I found some sunglasses at Dollar Tree yesterday. That brought up memories when Fanky and I were riding around in my first car and ZZ Top came on the radio singing Cheap Sunglasses. It was about 10:00 at night and we still put on our sunglasses and rode around like a couple of lowriders bobbing our heads and singing. I think that happened a few times when KC was with us too. Good times. I really am not missing my youth too much these days. Probably because I still pretty much do the same shit now as I did then. Of course now I have one hell of a resume, a reputable travel log, more debt, better taste and some jail time, which I chalk up to street cred. It could be better, but right now, life is goooooood.

Monday, June 02, 2008

Recent Happenings

Me and Fanky and Anne and Roxanna were at the Belmont the year Funny Cide was up for the Triple Crown. It was raining and freezing but the atmosphere was electric. The crowd was so proud to have a New York horse that did them proud in New York City. The all sang New York New York before the race and there were a million umbrellas in sight. I will never forget that day.

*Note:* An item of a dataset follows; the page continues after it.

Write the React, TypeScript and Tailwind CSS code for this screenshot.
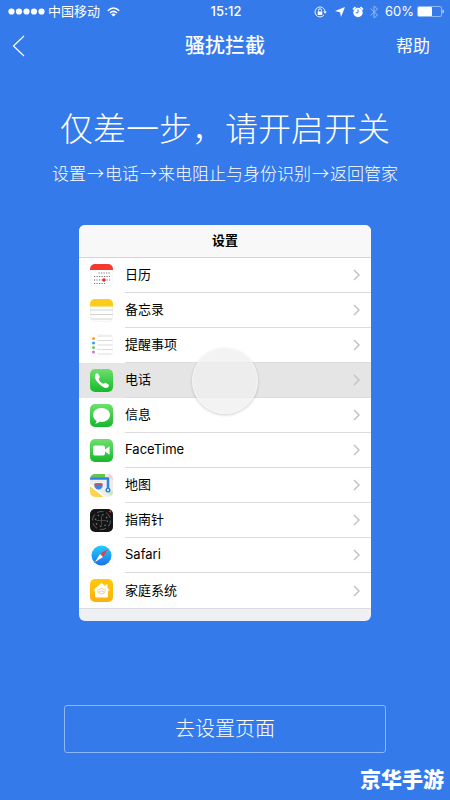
import type { ReactNode } from "react";

function CalendarIcon() {
  return (
    <svg viewBox="0 0 46 46" className="size-[23px]">
      <rect x=".5" y=".5" width="45" height="45" rx="10" fill="#fff" stroke="#ededed" />
      <path d="M0 12V10A10 10 0 0 1 10 0H36A10 10 0 0 1 46 10V12Z" fill="#f7382f" />
      <g stroke="#777" strokeWidth="2" strokeDasharray="2.5 2.5">
        <path d="M17 18H40M8 25H40M8 32H40M8 39H30" />
      </g>
      <circle cx="28" cy="32" r="3.5" fill="#f5222d" />
    </svg>
  );
}

function NotesIcon() {
  return (
    <svg viewBox="0 0 46 46" className="size-[23px]">
      <rect x=".5" y=".5" width="45" height="45" rx="10" fill="#fdfdfc" stroke="#e5e5e5" />
      <path d="M0 15V10A10 10 0 0 1 10 0H36A10 10 0 0 1 46 10V15Z" fill="#fccb1c" />
      <path d="M0 22H46M0 31H46M2 40H44" stroke="#c9c9c9" strokeWidth="1.6" />
    </svg>
  );
}

function RemindersIcon() {
  return (
    <svg viewBox="0 0 46 46" className="size-[23px]">
      <rect x=".5" y=".5" width="45" height="45" rx="10" fill="#fff" stroke="#efefef" />
      <path d="M15 4H43M15 13H45M15 22H45M15 31H45M15 40H43" stroke="#cfcfcf" strokeWidth="1.5" />
      <circle cx="7" cy="9" r="3" fill="#f7a12b" />
      <circle cx="7" cy="18" r="3" fill="#2ea4ea" />
      <circle cx="7" cy="27" r="3" fill="#62cf4a" />
      <circle cx="7" cy="36" r="3" fill="#c977dd" />
    </svg>
  );
}

function GreenTile({ id, children }: { id: string; children: ReactNode }) {
  return (
    <svg viewBox="0 0 46 46" className="size-[23px]">
      <linearGradient id={id} x1="0" y1="0" x2="0" y2="1">
        <stop offset="0" stopColor="#6ee06c" />
        <stop offset="1" stopColor="#15b92c" />
      </linearGradient>
      <rect width="46" height="46" rx="10" fill={`url(#${id})`} />
      {children}
    </svg>
  );
}

function PhoneIcon() {
  return (
    <GreenTile id="phone">
      <path
        d="M11 10C13 7.500 15.500 8 17 10.500L19 14C20 16 19.500 17.500 17.500 19.500C18 24 22.500 28.500 27 29.500C29 27.500 30.500 27 32.500 28L36 30.500C38.500 32 38.500 34 36.500 36C32.500 40 26.500 37.500 20 31.500C12 24 7 15.500 11 10Z"
        fill="#fff"
      />
    </GreenTile>
  );
}

function MessagesIcon() {
  return (
    <GreenTile id="messages">
      <path
        d="M23 8C13 8 6 14 6 22C6 27 9 31 13 33.500C13 36 12 38 10 39.500C14 39.500 17 37.500 18.500 35.700C30 37.500 40 31 40 22C40 14 33 8 23 8Z"
        fill="#fff"
      />
    </GreenTile>
  );
}

function FaceTimeIcon() {
  return (
    <GreenTile id="facetime">
      <rect x="6" y="13" width="24" height="20" rx="4" fill="#fff" />
      <path d="M30 21L39 14.500V31.500L30 25Z" fill="#fff" />
    </GreenTile>
  );
}

function MapsIcon() {
  return (
    <svg viewBox="0 0 46 46" className="size-[23px]">
      <clipPath id="map">
        <rect width="46" height="46" rx="10" />
      </clipPath>
      <g clipPath="url(#map)">
        <rect width="46" height="46" fill="#f0eee8" />
        <path d="M0 0H30V7H0Z" fill="#63c452" />
        <path d="M35 0H46V14Z" fill="#f7cfd2" />
        <path d="M0 24L28 46H0Z" fill="#fbd54f" />
        <path d="M0 22L32 48" stroke="#fff" strokeWidth="3" />
        <path d="M26 32L46 46V34Z" fill="#cce9bd" />
        <path d="M0 9H36V30" fill="none" stroke="#2c83e5" strokeWidth="5" />
        <circle cx="36" cy="32" r="5" fill="#2c83e5" />
        <circle cx="36" cy="32" r="2" fill="#fff" />
        <path d="M8 20L12 18Q17 20 22 18L26 20Q27 30 17 32Q7 30 8 20Z" fill="#3988df" stroke="#fff" />
        <path d="M9 21Q17 18 25 21" fill="none" stroke="#e64848" strokeWidth="3" />
      </g>
    </svg>
  );
}

function CompassIcon() {
  return (
    <svg viewBox="0 0 46 46" className="size-[23px]">
      <rect width="46" height="46" rx="10" fill="#141516" />
      <circle cx="23" cy="23" r="18" fill="none" stroke="#777" strokeWidth="1.500" strokeDasharray="13 5.800" />
      <circle cx="23" cy="23" r="12" fill="none" stroke="#777" strokeWidth="2.500" strokeDasharray="3 6.400" />
      <path d="M23 13V33M13 23H33" stroke="#555" strokeWidth="1.500" />
      <path d="M37 4L42 3L42 8Z" fill="#e83a32" />
    </svg>
  );
}

function SafariIcon() {
  return (
    <svg viewBox="0 0 46 46" className="size-[23px]">
      <linearGradient id="safari" x1="0" y1="0" x2="0" y2="1">
        <stop offset="0" stopColor="#1fd1fb" />
        <stop offset="1" stopColor="#1e6ff0" />
      </linearGradient>
      <rect x=".5" y=".5" width="45" height="45" rx="10" fill="#fff" stroke="#f2f2f2" />
      <circle cx="23" cy="23" r="20" fill="url(#safari)" />
      <path d="M36 10L20 20L26 26Z" fill="#f13b34" />
      <path d="M10 36L20 20L26 26Z" fill="#fff" />
    </svg>
  );
}

function HomeIcon() {
  return (
    <svg viewBox="0 0 46 46" className="size-[23px]">
      <linearGradient id="home" x1="0" y1="0" x2="0" y2="1">
        <stop offset="0" stopColor="#ffc90c" />
        <stop offset="1" stopColor="#fdb00d" />
      </linearGradient>
      <rect width="46" height="46" rx="10" fill="url(#home)" />
      <path
        d="M23 8L31 14.500V11H35V18L39 22V23H36V35Q36 37 34 37H12Q10 37 10 35V23H7V22Z"
        fill="#fff"
      />
      <path d="M15 22Q23 16 31 22M18 26Q23 22 28 26M15 23Q16 29 23 30Q30 29 31 23" fill="none" stroke="#fbc04a" strokeWidth="1.600" />
    </svg>
  );
}

const rows: { label: string; icon: ReactNode; active?: boolean }[] = [
  { label: "日历", icon: <CalendarIcon /> },
  { label: "备忘录", icon: <NotesIcon /> },
  { label: "提醒事项", icon: <RemindersIcon /> },
  { label: "电话", icon: <PhoneIcon />, active: true },
  { label: "信息", icon: <MessagesIcon /> },
  { label: "FaceTime", icon: <FaceTimeIcon /> },
  { label: "地图", icon: <MapsIcon /> },
  { label: "指南针", icon: <CompassIcon /> },
  { label: "Safari", icon: <SafariIcon /> },
  { label: "家庭系统", icon: <HomeIcon /> },
];

const steps = ["设置", "→", "电话", "→", "来电阻止与身份识别", "→", "返回管家"];

function StatusBar() {
  return (
    <div className="grid h-[23px] grid-cols-[1fr_auto_1fr] items-center pr-[6px] pl-[8px] text-[13px] leading-none">
      <div className="flex items-center gap-[3px]">
        <svg viewBox="0 0 37 7" className="h-[7px] w-[37px]" fill="#fff">
          <circle cx="3.5" cy="3.5" r="3.1" />
          <circle cx="11" cy="3.5" r="3.1" />
          <circle cx="18.500" cy="3.5" r="3.1" />
          <circle cx="26" cy="3.5" r="3.1" />
          <circle cx="33.500" cy="3.5" r="3.1" />
        </svg>
        <span>中国移动</span>
        <svg viewBox="0 0 26 20" className="ml-1 h-[10px] w-[13px]" fill="none" stroke="#fff" strokeWidth="3">
          <path d="M1.500 7.500Q13 -3.500 24.500 7.500M6 12Q13 5.500 20 12" />
          <path d="M13 19L8.500 14.800Q13 11.500 17.500 14.800Z" fill="#fff" stroke="none" />
        </svg>
      </div>
      <span className="font-medium">15:12</span>
      <div className="flex items-center justify-end">
        <svg viewBox="0 0 26 24" className="mr-2 h-3 w-[13px]" fill="none" stroke="#fff" strokeWidth="1.800">
          <path d="M20 18A10 10 0 1 1 22 11" />
          <path d="M18.500 11H25.500L22 15.500Z" fill="#fff" stroke="none" />
          <rect x="7.500" y="11" width="9" height="7" fill="#fff" stroke="none" />
          <path d="M9 11V8.500A3 3 0 0 1 15 8.500V11" />
        </svg>
        <svg viewBox="0 0 20 20" className="mr-[7px] size-[10px]" fill="#fff">
          <path d="M20 0L12 20L10 10.500L0 8Z" />
        </svg>
        <svg viewBox="0 0 24 24" className="mr-[6px] size-3">
          <circle cx="12" cy="13" r="9.500" fill="#fff" />
          <path d="M2 7L7 2M22 7L17 2" stroke="#fff" strokeWidth="3.500" />
          <path d="M12 7V13.500H7.500" fill="none" stroke="#347aeb" strokeWidth="2" />
        </svg>
        <svg viewBox="0 0 16 28" className="mr-[7px] h-[14px] w-2" fill="none" stroke="#91b9f7" strokeWidth="2">
          <path d="M1 7L15 20L8 26V2L15 8L1 21" />
        </svg>
        <span>60%</span>
        <svg viewBox="0 0 54 22" className="ml-[3px] h-[11px] w-[27px]">
          <rect x="1" y="1" width="48" height="20" rx="3" fill="none" stroke="#a9c8fa" strokeWidth="1.600" />
          <rect x="2" y="2" width="28" height="18" rx="1.500" fill="#fff" />
          <path d="M51 7Q54 8 54 11Q54 14 51 15Z" fill="#c9ddfc" />
        </svg>
      </div>
    </div>
  );
}

export default function App() {
  return (
    <main className="flex min-h-screen flex-col bg-[#347aeb] font-[Inter,'Noto_Sans_CJK_SC',sans-serif] text-white">
      <StatusBar />
      <header className="grid h-[46px] grid-cols-[1fr_auto_1fr] items-center px-3">
        <button type="button" aria-label="返回" className="justify-self-start">
          <svg viewBox="0 0 13 22" className="h-[22px] w-[13px]" fill="none" stroke="#fff" strokeWidth="1.200">
            <path d="M12 1L1.500 11L12 21" />
          </svg>
        </button>
        <h1 className="text-xl leading-6 font-medium">骚扰拦截</h1>
        <button type="button" className="justify-self-end pr-2 text-[17px] leading-6">
          帮助
        </button>
      </header>

      <section className="mt-10 flex flex-col items-center">
        <h2 className="text-[33px] leading-10 font-light whitespace-nowrap">仅差一步，请开启开关</h2>
        <p className="mt-3 flex gap-px font-['Noto_Sans_CJK_SC',sans-serif] text-[17px] leading-6 font-light whitespace-nowrap">
          {steps.map((step, index) => (
            <span key={index}>{step}</span>
          ))}
        </p>
      </section>

      <section className="mx-[79px] mt-10 overflow-hidden rounded-md bg-[#eff0f4] text-[13px] text-black">
        <h3 className="flex h-[33px] items-center justify-center border-b border-[#d5d5d7] bg-[#f8f8f8] font-bold">
          设置
        </h3>
        <ul className="flex h-[351px] flex-col border-b border-[#dcdce0] bg-white">
          {rows.map(({ label, icon, active }, index) => (
            <li
              key={label}
              className={`relative flex flex-1 items-center gap-3 pl-[11px] ${active ? "z-10 bg-[#e5e5e5]" : ""}`}
            >
              {icon}
              <div
                className={`flex flex-1 items-center justify-between self-stretch pr-[11px] ${
                  index < rows.length - 1 ? "border-b border-[#dcdcdf]" : ""
                }`}
              >
                <span>{label}</span>
                <svg viewBox="0 0 7 12" className="h-3 w-[7px]" fill="none" stroke="#c3c3c7" strokeWidth="1.500">
                  <path d="M1 1L6 6L1 11" />
                </svg>
              </div>
              {active && (
                <span className="absolute top-1/2 left-1/2 size-[66px] -translate-x-1/2 -translate-y-1/2 rounded-full border border-[#f5f5f5] bg-[#efefef]/75 shadow-[0_1px_3px_rgba(0,0,0,0.2)]" />
              )}
            </li>
          ))}
        </ul>
        <div className="h-3" />
      </section>

      <button
        type="button"
        className="mx-16 mt-[84px] h-12 rounded-[3px] border border-[#8db8fb] text-xl font-light"
      >
        去设置页面
      </button>

      <footer className="mt-auto pr-[6px] pb-[6px] text-right text-[21px] leading-7 font-black">京华手游</footer>
    </main>
  );
}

I am very excited that Big Brown may win The Triple Crown. I just love his name. It sounds like something I would name one of my beloved pets. Their names always evolve and I never really know why. Here are some examples:


Small Cat - Mall Cat - Molly - Little Booka
Elwood - Elwood Roe Wilson - Mr. Wilson - El Presidente - Elvis
Moggy - Mogwai - Mogalish
Isis - Icee - Baby Kitty - Baby Girl - Baby Swirl
Kitty - Miss Kitty - Queen Bee


I went shooting for the first time in my life. I have always been anti-gun. Then I come home to realize that all my close peeps and family have vast gun collections. Most of them said they were afraid to tell me. So when the telephone rang early one Saturday morning and I was invited to go shooting I accepted. On the hour trip there, I was excited. Then when pulling into the range I was scared shitless.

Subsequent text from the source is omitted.